## [PROBLEM TO WORK ON]
Print exactly the lines from the first one down to the line containing "</side-menu>", both ends included, with no pictures and nothing else.
======== PROVIDED MATERIAL ========
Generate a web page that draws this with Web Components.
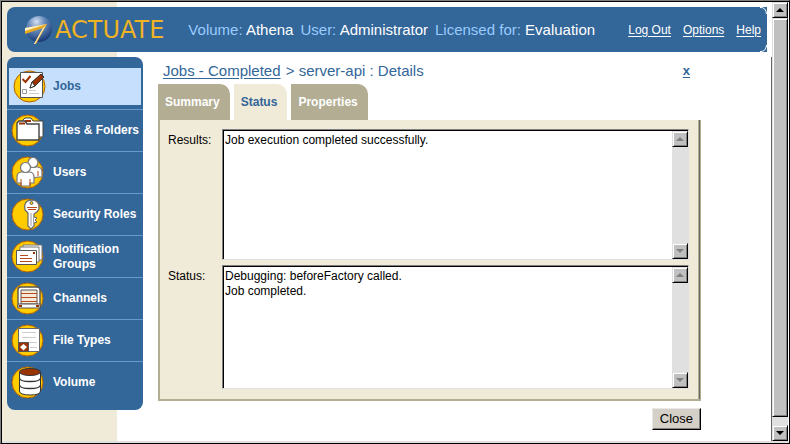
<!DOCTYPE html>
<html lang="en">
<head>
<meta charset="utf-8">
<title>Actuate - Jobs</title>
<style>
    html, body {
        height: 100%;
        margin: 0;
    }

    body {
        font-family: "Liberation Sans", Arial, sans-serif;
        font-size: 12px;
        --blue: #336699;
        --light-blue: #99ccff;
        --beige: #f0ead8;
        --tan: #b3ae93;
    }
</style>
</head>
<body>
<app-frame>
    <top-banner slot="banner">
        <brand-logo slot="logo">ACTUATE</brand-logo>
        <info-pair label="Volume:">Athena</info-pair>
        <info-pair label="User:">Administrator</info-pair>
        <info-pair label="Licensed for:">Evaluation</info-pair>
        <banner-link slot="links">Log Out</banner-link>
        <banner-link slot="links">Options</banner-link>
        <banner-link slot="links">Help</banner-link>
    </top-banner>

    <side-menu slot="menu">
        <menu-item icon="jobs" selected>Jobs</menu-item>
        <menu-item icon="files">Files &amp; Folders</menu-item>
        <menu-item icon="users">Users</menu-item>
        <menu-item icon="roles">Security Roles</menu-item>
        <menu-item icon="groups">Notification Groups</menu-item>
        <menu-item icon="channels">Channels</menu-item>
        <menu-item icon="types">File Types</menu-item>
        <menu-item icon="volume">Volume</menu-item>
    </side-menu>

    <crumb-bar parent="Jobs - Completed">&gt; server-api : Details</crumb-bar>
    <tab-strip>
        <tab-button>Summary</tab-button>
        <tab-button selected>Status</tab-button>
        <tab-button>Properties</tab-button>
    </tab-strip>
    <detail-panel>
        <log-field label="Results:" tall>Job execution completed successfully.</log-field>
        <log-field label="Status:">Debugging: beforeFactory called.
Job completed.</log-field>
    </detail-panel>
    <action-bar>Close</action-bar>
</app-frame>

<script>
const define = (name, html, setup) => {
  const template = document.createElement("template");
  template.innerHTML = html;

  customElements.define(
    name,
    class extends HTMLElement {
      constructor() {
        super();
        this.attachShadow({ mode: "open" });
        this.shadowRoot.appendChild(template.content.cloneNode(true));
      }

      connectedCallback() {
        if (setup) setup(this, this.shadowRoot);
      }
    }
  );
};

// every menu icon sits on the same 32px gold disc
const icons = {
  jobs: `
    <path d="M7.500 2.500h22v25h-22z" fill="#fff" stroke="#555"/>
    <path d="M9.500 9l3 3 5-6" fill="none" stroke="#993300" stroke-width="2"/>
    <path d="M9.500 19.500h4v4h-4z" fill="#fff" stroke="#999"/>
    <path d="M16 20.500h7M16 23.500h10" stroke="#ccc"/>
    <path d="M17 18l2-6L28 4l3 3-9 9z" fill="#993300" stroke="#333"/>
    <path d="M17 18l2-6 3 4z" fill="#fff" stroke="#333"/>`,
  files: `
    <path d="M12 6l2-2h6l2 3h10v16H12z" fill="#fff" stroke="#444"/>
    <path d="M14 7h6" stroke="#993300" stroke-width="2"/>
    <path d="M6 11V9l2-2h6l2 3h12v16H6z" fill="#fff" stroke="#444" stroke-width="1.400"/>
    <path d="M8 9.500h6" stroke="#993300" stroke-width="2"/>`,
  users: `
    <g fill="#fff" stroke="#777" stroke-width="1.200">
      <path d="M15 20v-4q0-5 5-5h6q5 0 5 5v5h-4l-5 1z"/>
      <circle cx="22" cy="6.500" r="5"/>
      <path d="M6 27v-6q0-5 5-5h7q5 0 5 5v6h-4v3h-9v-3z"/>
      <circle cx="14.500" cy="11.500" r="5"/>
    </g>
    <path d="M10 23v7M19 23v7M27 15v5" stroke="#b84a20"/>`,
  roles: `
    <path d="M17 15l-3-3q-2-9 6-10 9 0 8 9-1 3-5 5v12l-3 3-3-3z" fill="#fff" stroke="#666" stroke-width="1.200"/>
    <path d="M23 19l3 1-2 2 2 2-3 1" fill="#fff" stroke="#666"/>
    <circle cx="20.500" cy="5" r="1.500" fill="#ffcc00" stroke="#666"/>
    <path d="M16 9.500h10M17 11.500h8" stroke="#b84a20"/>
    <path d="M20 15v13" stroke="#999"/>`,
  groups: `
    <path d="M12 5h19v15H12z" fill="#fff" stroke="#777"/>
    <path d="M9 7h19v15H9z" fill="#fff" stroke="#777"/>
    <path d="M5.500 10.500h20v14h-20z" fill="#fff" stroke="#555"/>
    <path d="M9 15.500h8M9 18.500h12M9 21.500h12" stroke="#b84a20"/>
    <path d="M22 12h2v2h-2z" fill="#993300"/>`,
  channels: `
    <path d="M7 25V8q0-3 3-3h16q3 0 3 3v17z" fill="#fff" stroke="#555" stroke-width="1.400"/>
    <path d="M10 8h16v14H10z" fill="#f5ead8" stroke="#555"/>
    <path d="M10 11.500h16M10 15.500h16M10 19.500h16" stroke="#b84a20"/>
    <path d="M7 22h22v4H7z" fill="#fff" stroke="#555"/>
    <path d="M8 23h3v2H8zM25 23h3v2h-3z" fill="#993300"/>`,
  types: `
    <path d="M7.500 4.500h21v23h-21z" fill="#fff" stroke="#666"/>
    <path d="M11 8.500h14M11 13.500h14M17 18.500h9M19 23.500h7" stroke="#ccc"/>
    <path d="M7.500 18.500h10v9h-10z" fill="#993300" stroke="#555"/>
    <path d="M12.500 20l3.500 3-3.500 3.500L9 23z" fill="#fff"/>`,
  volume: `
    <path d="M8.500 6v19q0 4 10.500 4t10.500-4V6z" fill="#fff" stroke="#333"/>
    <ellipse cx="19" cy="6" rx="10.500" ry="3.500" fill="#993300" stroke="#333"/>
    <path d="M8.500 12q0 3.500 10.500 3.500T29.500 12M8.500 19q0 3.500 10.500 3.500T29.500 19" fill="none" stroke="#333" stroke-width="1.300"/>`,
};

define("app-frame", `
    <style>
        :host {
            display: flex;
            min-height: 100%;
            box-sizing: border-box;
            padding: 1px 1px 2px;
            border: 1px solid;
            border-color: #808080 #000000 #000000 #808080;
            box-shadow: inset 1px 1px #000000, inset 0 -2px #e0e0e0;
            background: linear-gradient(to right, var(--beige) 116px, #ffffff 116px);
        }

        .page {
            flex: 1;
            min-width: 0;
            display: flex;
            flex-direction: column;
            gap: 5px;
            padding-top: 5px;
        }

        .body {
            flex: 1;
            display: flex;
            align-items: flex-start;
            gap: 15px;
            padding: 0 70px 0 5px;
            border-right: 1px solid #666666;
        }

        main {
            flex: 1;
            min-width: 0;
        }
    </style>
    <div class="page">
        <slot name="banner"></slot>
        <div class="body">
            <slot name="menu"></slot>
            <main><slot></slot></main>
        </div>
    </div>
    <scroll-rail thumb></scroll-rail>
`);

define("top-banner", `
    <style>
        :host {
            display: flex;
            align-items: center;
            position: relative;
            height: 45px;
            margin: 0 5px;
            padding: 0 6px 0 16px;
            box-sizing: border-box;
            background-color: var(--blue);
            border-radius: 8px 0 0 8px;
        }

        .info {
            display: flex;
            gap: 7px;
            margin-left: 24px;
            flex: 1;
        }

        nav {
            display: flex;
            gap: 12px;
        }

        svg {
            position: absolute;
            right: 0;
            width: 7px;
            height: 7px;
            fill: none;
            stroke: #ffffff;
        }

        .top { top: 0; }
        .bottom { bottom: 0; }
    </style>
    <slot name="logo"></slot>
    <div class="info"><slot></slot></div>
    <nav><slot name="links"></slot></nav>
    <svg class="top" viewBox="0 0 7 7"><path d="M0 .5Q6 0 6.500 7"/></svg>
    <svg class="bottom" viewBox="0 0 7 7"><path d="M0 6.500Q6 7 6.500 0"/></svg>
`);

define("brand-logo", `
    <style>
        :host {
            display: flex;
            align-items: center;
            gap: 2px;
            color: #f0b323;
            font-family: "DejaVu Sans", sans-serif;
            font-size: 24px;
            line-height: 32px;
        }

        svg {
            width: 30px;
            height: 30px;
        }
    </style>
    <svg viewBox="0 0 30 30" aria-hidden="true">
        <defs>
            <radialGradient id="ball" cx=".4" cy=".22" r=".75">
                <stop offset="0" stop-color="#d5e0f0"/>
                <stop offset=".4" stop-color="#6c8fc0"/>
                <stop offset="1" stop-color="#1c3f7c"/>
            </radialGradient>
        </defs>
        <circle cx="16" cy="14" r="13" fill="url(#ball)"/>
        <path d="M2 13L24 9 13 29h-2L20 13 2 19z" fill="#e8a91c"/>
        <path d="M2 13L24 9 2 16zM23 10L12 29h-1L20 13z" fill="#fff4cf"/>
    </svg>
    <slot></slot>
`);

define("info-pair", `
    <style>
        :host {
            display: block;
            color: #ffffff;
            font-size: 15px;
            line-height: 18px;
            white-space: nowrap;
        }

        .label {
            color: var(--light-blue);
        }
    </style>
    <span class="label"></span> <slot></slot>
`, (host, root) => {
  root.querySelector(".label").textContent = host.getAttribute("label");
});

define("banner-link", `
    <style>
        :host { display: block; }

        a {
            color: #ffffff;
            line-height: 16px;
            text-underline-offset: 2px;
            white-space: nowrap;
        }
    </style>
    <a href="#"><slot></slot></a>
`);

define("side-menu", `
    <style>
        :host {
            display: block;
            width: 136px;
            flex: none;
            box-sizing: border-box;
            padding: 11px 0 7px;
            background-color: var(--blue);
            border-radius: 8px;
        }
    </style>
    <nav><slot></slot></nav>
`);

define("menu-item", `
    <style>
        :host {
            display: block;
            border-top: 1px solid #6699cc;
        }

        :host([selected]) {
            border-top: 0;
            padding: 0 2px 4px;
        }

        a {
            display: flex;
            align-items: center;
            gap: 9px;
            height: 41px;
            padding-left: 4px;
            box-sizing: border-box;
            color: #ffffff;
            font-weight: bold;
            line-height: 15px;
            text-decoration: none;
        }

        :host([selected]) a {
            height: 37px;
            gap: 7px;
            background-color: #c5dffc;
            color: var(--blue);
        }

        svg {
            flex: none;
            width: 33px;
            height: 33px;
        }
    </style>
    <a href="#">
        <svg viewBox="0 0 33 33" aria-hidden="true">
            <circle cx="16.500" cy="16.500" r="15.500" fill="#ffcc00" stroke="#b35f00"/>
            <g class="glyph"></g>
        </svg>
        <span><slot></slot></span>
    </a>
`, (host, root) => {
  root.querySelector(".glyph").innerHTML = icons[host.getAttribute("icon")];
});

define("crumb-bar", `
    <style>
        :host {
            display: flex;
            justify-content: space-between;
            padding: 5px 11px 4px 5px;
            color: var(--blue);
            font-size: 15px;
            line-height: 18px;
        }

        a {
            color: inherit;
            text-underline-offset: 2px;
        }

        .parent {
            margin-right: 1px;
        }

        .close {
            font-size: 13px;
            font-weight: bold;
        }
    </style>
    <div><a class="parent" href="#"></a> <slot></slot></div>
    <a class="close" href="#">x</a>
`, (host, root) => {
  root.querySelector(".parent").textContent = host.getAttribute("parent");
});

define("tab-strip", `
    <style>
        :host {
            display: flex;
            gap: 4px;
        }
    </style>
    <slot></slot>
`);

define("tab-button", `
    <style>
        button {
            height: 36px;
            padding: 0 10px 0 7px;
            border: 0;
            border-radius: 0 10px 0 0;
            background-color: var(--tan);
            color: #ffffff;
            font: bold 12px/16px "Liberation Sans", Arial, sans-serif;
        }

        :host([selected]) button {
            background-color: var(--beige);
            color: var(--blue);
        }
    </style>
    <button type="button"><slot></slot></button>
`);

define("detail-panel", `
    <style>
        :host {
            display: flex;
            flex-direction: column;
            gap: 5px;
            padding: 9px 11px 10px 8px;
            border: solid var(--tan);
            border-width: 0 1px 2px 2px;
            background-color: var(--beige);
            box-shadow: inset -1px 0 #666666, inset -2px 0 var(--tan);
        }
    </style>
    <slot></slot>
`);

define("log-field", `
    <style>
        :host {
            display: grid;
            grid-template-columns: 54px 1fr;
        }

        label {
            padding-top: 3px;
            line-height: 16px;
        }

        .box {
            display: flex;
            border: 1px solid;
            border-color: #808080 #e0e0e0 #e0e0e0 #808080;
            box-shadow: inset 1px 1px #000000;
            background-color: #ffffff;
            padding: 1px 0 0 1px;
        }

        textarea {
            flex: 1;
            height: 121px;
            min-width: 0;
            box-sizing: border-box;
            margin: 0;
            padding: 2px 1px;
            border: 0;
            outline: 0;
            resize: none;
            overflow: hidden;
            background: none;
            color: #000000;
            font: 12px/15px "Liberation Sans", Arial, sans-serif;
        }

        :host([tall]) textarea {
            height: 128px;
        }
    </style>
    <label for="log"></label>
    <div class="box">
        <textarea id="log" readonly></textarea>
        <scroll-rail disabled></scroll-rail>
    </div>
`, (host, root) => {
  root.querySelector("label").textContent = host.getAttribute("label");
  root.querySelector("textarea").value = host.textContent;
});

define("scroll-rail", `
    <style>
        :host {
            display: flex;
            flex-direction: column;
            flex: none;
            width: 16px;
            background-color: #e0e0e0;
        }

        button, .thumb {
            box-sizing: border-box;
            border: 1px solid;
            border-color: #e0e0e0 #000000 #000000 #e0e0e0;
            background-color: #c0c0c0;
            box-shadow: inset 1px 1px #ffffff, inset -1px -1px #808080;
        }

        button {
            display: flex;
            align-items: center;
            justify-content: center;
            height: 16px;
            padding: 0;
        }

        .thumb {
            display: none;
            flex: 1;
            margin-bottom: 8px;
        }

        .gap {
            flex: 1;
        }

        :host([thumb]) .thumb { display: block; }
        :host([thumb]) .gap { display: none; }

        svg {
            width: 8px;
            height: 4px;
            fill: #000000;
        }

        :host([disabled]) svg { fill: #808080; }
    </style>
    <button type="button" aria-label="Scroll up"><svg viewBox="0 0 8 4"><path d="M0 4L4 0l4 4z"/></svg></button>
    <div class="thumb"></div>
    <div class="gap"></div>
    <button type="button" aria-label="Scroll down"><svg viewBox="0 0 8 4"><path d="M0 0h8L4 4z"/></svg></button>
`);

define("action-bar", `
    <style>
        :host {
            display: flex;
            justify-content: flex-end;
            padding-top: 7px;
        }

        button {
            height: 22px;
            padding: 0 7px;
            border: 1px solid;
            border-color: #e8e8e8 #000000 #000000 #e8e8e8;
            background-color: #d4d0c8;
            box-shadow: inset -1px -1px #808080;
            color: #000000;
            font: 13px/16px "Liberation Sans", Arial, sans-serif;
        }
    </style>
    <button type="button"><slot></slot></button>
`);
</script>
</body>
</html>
========
## [PROBLEM SOLUTION]
Generate a web page that draws this with Web Components.
<!DOCTYPE html>
<html lang="en">
<head>
<meta charset="utf-8">
<title>Actuate - Jobs</title>
<style>
    html, body {
        height: 100%;
        margin: 0;
    }

    body {
        font-family: "Liberation Sans", Arial, sans-serif;
        font-size: 12px;
        --blue: #336699;
        --light-blue: #99ccff;
        --beige: #f0ead8;
        --tan: #b3ae93;
    }
</style>
</head>
<body>
<app-frame>
    <top-banner slot="banner">
        <brand-logo slot="logo">ACTUATE</brand-logo>
        <info-pair label="Volume:">Athena</info-pair>
        <info-pair label="User:">Administrator</info-pair>
        <info-pair label="Licensed for:">Evaluation</info-pair>
        <banner-link slot="links">Log Out</banner-link>
        <banner-link slot="links">Options</banner-link>
        <banner-link slot="links">Help</banner-link>
    </top-banner>

    <side-menu slot="menu">
        <menu-item icon="jobs" selected>Jobs</menu-item>
        <menu-item icon="files">Files &amp; Folders</menu-item>
        <menu-item icon="users">Users</menu-item>
        <menu-item icon="roles">Security Roles</menu-item>
        <menu-item icon="groups">Notification Groups</menu-item>
        <menu-item icon="channels">Channels</menu-item>
        <menu-item icon="types">File Types</menu-item>
        <menu-item icon="volume">Volume</menu-item>
    </side-menu>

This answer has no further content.